Writers hold back from finishing projects, submitting work, and publishing books for a variety of reasons, but the biggest and most damaging is imposter syndrome. Imposter syndrome tells various stories but every one is a variation on the same theme: Your writing isn’t good enough.

In an essay for Lit Hub, Robin Marie MacArthur talks about the importance of having the courage to write and to let your work be seen by the world. “I had an anxiety attack after publishing my first newsletter a few weeks ago. No joke,” she writes. “I felt remorse and embarrassment—the same things I felt when my two books went off to the printers, that moment when there was no turning back.”

Audre Lorde wrote that she had to share what was most important to her, even at the risk of it being “bruised or misunderstood.” While we fear judgment or even personal attacks, Lorde said we cannot live without visibility. Georgia O’Keefe and Toni Morrison reached similar peace with putting their work out into the world.
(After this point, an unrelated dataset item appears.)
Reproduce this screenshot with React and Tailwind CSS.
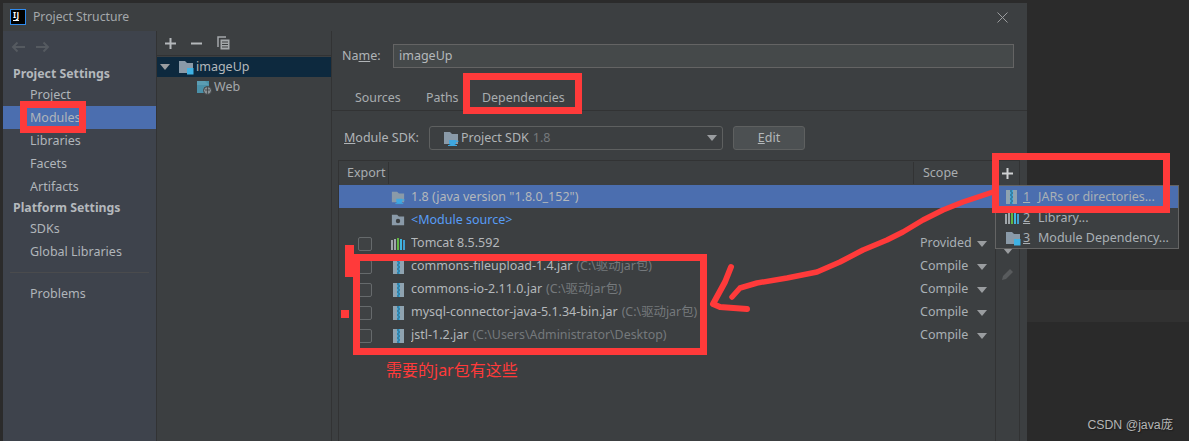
const FONT = "font-['Noto_Sans','Noto_Sans_CJK_SC',sans-serif]";

function FolderIcon({ className = "", badge }) {
  return (
    <svg width="16" height="15" viewBox="0 0 16 15" className={className}>
      <path d="M1 1h6l2 2h6v10H1z" fill="#8a9aa8" />
      {badge === "square" && <rect x="9" y="8" width="6.5" height="6.5" fill="#3fb2e4" />}
      {badge === "cup" && (
        <g fill="#3fa7e0">
          <path d="M6 9h7v3.2a1.8 1.8 0 0 1-1.8 1.8H7.8A1.8 1.8 0 0 1 6 12.2z" />
          <rect x="13" y="9.6" width="2.4" height="1.4" />
          <rect x="5" y="14" width="9" height="1" />
        </g>
      )}
      {badge === "dot" && <circle cx="8" cy="8" r="2.5" fill="#3c3f41" />}
    </svg>
  );
}

function WebIcon() {
  return (
    <svg width="15" height="15" viewBox="0 0 15 15" className="shrink-0">
      <path d="M0 1h12v12H0z" fill="#4a90a8" />
      <path d="M0 1h8l4 4H0z" fill="#5b9db3" />
      <circle cx="10.5" cy="10.5" r="4" fill="#8a9195" stroke="#3c3f41" />
      <path d="M8 10h5M10.5 7v7" stroke="#3c3f41" strokeWidth="0.8" />
    </svg>
  );
}

function JarIcon() {
  return (
    <svg width="13" height="14" viewBox="0 0 13 14" className="shrink-0">
      <rect x="1" y="0" width="4" height="14" fill="#8fa3b0" />
      <rect x="8" y="0" width="4" height="14" fill="#8fa3b0" />
      <rect x="5" y="0" width="3" height="14" fill="#3fa5d6" />
      <path d="M5 1h2M6 3h2M5 5h2M6 7h2M5 9h2M6 11h2M5 13h2" stroke="#2b5f7a" strokeWidth="1" />
    </svg>
  );
}

function LibIcon() {
  return (
    <svg width="14" height="14" viewBox="0 0 14 14" className="shrink-0">
      <rect x="0" y="3" width="2" height="10" fill="#a0a6aa" />
      <rect x="3" y="2" width="2" height="11" fill="#a0a6aa" />
      <rect x="6" y="1" width="2" height="12" fill="#62b543" />
      <rect x="9" y="2" width="2" height="11" fill="#40b6e0" />
      <rect x="12" y="3" width="2" height="10" fill="#40a0d0" />
    </svg>
  );
}

function Caret({ className = "" }) {
  return (
    <svg width="10" height="6" viewBox="0 0 10 6" className={className}>
      <path d="M0 0h10L5 6z" fill="#9a9da0" />
    </svg>
  );
}

function NavItem({ children, active }) {
  return (
    <div className={`h-[23px] flex items-center pl-[27px] pt-[2px] text-[12.5px] text-[#b0b5ba] ${active ? "bg-[#4b6eaf]" : ""}`}>
      {children}
    </div>
  );
}

function NavHead({ children, h }) {
  return (
    <div className={`${h} flex items-center pl-[10px] pt-[2px] text-[12.3px] font-bold text-[#b4b8bc]`}>{children}</div>
  );
}

function Row({ icon, name, path, scope, check = true, selected, nameClass = "text-[#b4b8bb]" }) {
  return (
    <div className={`h-[23px] pt-[2px] flex items-center text-[12.5px] ${selected ? "bg-[#4b6eaf]" : ""}`}>
      <div className="w-[19px] shrink-0" />
      <div className="w-[14px] shrink-0">
        {check && <div className="w-[14px] h-[14px] rounded-[2px] border border-[#666a6c] bg-[#3f4244]" />}
      </div>
      <div className="w-[19px] shrink-0" />
      <div className="w-[14px] shrink-0 flex justify-center">{icon}</div>
      <div className="flex-1 ml-[6px] whitespace-nowrap overflow-hidden">
        <span className={nameClass}>{name}</span>
        {path && <span className="text-[#75797c] ml-[4px] text-[12.4px]">{path}</span>}
      </div>
      <div className="w-[75px] shrink-0 flex items-center text-[#a9b0b5]">
        {scope && (
          <>
            <span className="w-[57px]">{scope}</span>
            <Caret />
          </>
        )}
      </div>
    </div>
  );
}

function MenuRow({ n, label, icon, selected }) {
  return (
    <div className={`flex items-center text-[12.5px] text-[#a9b0b5] ${selected ? "bg-[#4b6eaf] h-[22px]" : "h-[20.5px]"}`}>
      <div className="w-[27px] shrink-0 pl-[9px] flex">{icon}</div>
      <span className="underline w-[15px] shrink-0">{n}</span>
      <span className="whitespace-nowrap">{label}</span>
    </div>
  );
}

function RedBox({ className }) {
  return <div className={`absolute border-[7px] border-[#ff3a3a] ${className}`} />;
}

export default function App() {
  return (
    <div className={`relative w-[1189px] h-[441px] overflow-hidden bg-[#2b2b2b] flex ${FONT}`}>
      {/* Dialog */}
      <div className="ml-[3px] mt-[3px] w-[1024px] h-[438px] flex flex-col bg-[#3c3f41]">
        {/* Title bar */}
        <div className="h-[28px] shrink-0 flex items-center pl-[7px] pr-[19px]">
          <div className="w-[16px] h-[16px] bg-black border border-[#2f8bef] flex flex-col items-start pt-[1px] pl-[2px] leading-none shrink-0">
            <span className="text-white text-[8px] font-bold leading-[8px] tracking-[0.5px]">IJ</span>
            <span className="w-[6px] h-[1px] bg-white mt-[1px]" />
          </div>
          <span className="ml-[7px] text-[12.2px] text-[#a4a8ab]">Project Structure</span>
          <svg width="11" height="11" viewBox="0 0 11 11" className="ml-auto">
            <path d="M0.5 0.5l10 10M10.5 0.5l-10 10" stroke="#9b9d9f" strokeWidth="1" />
          </svg>
        </div>

        <div className="flex-1 flex min-h-0">
          {/* Sidebar */}
          <div className="w-[153px] shrink-0 bg-[#3e434c] border-r border-[#323334] box-content">
            <div className="h-[32px] flex items-center pl-[8px] gap-[11px]">
              <svg width="14" height="12" viewBox="0 0 14 12"><path d="M14 6H2M6.5 1.5L2 6l4.500 4.500" fill="none" stroke="#555a60" strokeWidth="2" /></svg>
              <svg width="14" height="12" viewBox="0 0 14 12"><path d="M0 6h12M7.500 1.500L12 6l-4.500 4.500" fill="none" stroke="#555a60" strokeWidth="2" /></svg>
            </div>
            <NavHead h="h-[20px]">Project Settings</NavHead>
            <NavItem>Project</NavItem>
            <NavItem active>Modules</NavItem>
            <NavItem>Libraries</NavItem>
            <NavItem>Facets</NavItem>
            <NavItem>Artifacts</NavItem>
            <NavHead h="h-[19px]">Platform Settings</NavHead>
            <NavItem>SDKs</NavItem>
            <NavItem>Global Libraries</NavItem>
            <div className="mt-[9px] mb-[9px] mx-[7px] h-px bg-[#4a4b4d]" />
            <NavItem>Problems</NavItem>
          </div>

          {/* Modules tree */}
          <div className="w-[174px] shrink-0 border-r border-[#323334] box-content">
            <div className="h-[24px] flex items-center pl-[8px] border-b border-[#323334] box-content">
              <svg width="11" height="11" viewBox="0 0 11 11"><path d="M5.500 0v11M0 5.500h11" stroke="#b4b8bb" strokeWidth="2" /></svg>
              <svg width="11" height="11" viewBox="0 0 11 11" className="ml-[15px]"><path d="M0 5.500h11" stroke="#b4b8bb" strokeWidth="2" /></svg>
              <svg width="13" height="14" viewBox="0 0 13 14" className="ml-[15px]">
                <path d="M1 11V1h8" fill="none" stroke="#a4a8ab" strokeWidth="1.500" />
                <rect x="3.500" y="3.500" width="9" height="10" fill="#a4a8ab" />
                <path d="M5 6h6M5 8.500h6M5 11h6" stroke="#3c3f41" strokeWidth="1" />
              </svg>
            </div>
            <div className="mt-[1px] h-[20px] bg-[#0d293e] flex items-center text-[12.5px] text-[#b4b8bb]">
              <Caret className="ml-[3px] w-[10px]" />
              <FolderIcon badge="square" className="ml-[8px]" />
              <span className="ml-[2px]">imageUp</span>
            </div>
            <div className="h-[20px] flex items-center pl-[40px] text-[12.5px] text-[#a4a8ab]">
              <WebIcon />
              <span className="ml-[2px]">Web</span>
            </div>
          </div>

          {/* Detail */}
          <div className="flex-1 min-w-0 flex flex-col">
            <div className="pt-[13px] pr-[13px] flex items-center text-[12.5px] text-[#b0b4b7]">
              <span className="pl-[10px] pt-[1px] w-[61px] shrink-0">Na<span className="underline">m</span>e:</span>
              <div className="flex-1 h-[24px] bg-[#45494a] border border-[#646464] flex items-center pl-[5px] text-[#b4b8bb]">imageUp</div>
            </div>
            <div className="h-[43px] border-b border-[#323334] flex items-end pb-[2px] pl-[23px] text-[12.4px] text-[#a9adb0] shrink-0">
              <span className="w-[71px]">Sources</span>
              <span className="w-[56px]">Paths</span>
              <span>Dependencies</span>
            </div>
            <div className="mt-[15px] flex items-center text-[12.5px] text-[#b0b4b7] shrink-0">
              <span className="pl-[12px] w-[97px] shrink-0"><span className="underline">M</span>odule SDK:</span>
              <div className="w-[294px] h-[24px] rounded-[3px] border border-[#5e6060] flex items-center pl-[13px] pr-[5px]">
                <FolderIcon badge="cup" />
                <span className="ml-[2px]">Project SDK</span>
                <span className="ml-[4px] text-[#75797c]">1.8</span>
                <Caret className="ml-auto" />
              </div>
              <div className="ml-[10px] w-[72px] h-[24px] rounded-[3px] border border-[#5e6060] bg-[#4c5052] flex items-center justify-center text-[#b4b8bb]">
                <span><span className="underline">E</span>dit</span>
              </div>
            </div>

            {/* Table */}
            <div className="mt-[10px] ml-[6px] mr-[7px] flex-1 min-h-0 flex border-l border-t border-[#323334]">
              <div className="flex-1 min-w-0 flex flex-col">
                <div className="h-[24px] flex items-center text-[12.5px] text-[#a9adb0] shrink-0">
                  <span className="w-[50px] pl-[8px] pt-[1px] border-r border-[#323334] h-[22px] flex items-center">Export</span>
                  <span className="flex-1 border-r border-[#323334] h-[22px]" />
                  <span className="w-[81px] pl-[9px] pt-[1px]">Scope</span>
                </div>
                <Row selected check={false} icon={<FolderIcon badge="cup" />} name="1.8 (java version &quot;1.8.0_152&quot;)" />
                <Row check={false} icon={<FolderIcon badge="dot" />} name="<Module source>" nameClass="text-[#589df6]" />
                <Row icon={<LibIcon />} name="Tomcat 8.5.592" scope="Provided" />
                <Row icon={<JarIcon />} name="commons-fileupload-1.4.jar" path="(C:\驱动jar包)" scope="Compile" />
                <Row icon={<JarIcon />} name="commons-io-2.11.0.jar" path="(C:\驱动jar包)" scope="Compile" />
                <Row icon={<JarIcon />} name="mysql-connector-java-5.1.34-bin.jar" path="(C:\驱动jar包)" scope="Compile" />
                <Row icon={<JarIcon />} name="jstl-1.2.jar" path="(C:\Users\Administrator\Desktop)" scope="Compile" />
              </div>
              {/* Toolbar */}
              <div className="w-[25px] shrink-0 border-l border-r border-[#323334] flex flex-col items-center">
                <svg width="11" height="11" viewBox="0 0 11 11" className="mt-[7px]"><path d="M5.500 0v11M0 5.500h11" stroke="#cfd1d3" strokeWidth="2" /></svg>
                <Caret className="mt-[69px]" />
                <svg width="13" height="14" viewBox="0 0 13 14" className="mt-[13px]">
                  <path d="M1 13l1-4 7-7 3 3-7 7z" fill="#585b5d" />
                </svg>
              </div>
            </div>
          </div>
        </div>
      </div>

      {/* Background on the right */}
      <div className="flex-1 flex flex-col">
        <div className="h-[290px] bg-[#2b2b2b]" />
        <div className="h-[32px] bg-[#313131]" />
        <div className="flex-1 bg-[#2a2a2a] flex items-end justify-end pb-[7px] pr-[16px]">
          <span className="text-[12.3px] text-[#b5b5b5] font-['Liberation_Sans','Noto_Sans_CJK_SC',sans-serif] [text-shadow:1px_1px_1px_#1c1c1c]">CSDN @java庞</span>
        </div>
      </div>

      {/* Popup menu */}
      <div className="absolute left-[995px] top-[185px] w-[184px] h-[64px] bg-[#3c3f41] border border-[#646464]">
        <MenuRow selected n="1" label="JARs or directories..." icon={<JarIcon />} />
        <MenuRow n="2" label="Library..." icon={<LibIcon />} />
        <MenuRow n="3" label="Module Dependency..." icon={<FolderIcon badge="square" />} />
      </div>

      {/* Red annotations */}
      <RedBox className="left-[20px] top-[101px] w-[66px] h-[32px]" />
      <RedBox className="left-[463px] top-[73px] w-[119px] h-[41px]" />
      <RedBox className="left-[353px] top-[254px] w-[354px] h-[101px]" />
      <RedBox className="left-[992px] top-[153px] w-[178px] h-[60px]" />
      <div className="absolute left-[345px] top-[245px] w-[9px] h-[32px] bg-[#ff3a3a]" />
      <div className="absolute left-[341px] top-[310px] w-[8px] h-[8px] bg-[#ff3a3a]" />
      <svg width="1189" height="441" viewBox="0 0 1189 441" className="absolute left-0 top-0 pointer-events-none">
        <path
          d="M993 192L963 202L943 210L923 220L903 232L887 240L863 250L840 262L817 272L787 278L757 283L740 288L732 297"
          fill="none" stroke="#ff3a3a" strokeWidth="5.500" strokeLinecap="round" strokeLinejoin="round"
        />
        <path
          d="M731 267L725 282L713 304L720 307L747 309"
          fill="none" stroke="#ff3a3a" strokeWidth="6" strokeLinecap="round" strokeLinejoin="round"
        />
      </svg>
      <span className="absolute left-[386px] top-[359px] text-[16px] leading-[22px] text-[#ff3a3a]">需要的jar包有这些</span>
    </div>
  );
}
MacArthur says 90 percent of making art is courage. “The courage to listen to our instincts and the courage to trust them,” she says. “The courage to believe in the value of ourselves and our work. The courage to devote countless hours (days, weeks, years) to something with an unpredictable outcome. The courage to risk rejection and critique and a bad review. The courage to resist the cardinal rule of capitalism: that money equates success.”

Find the writers and books that give you courage, she suggests. “These are ones that for me radiate audacity and courage, both in subject matter and in form,” she writes. And then practice that courage yourself, as an act of generosity.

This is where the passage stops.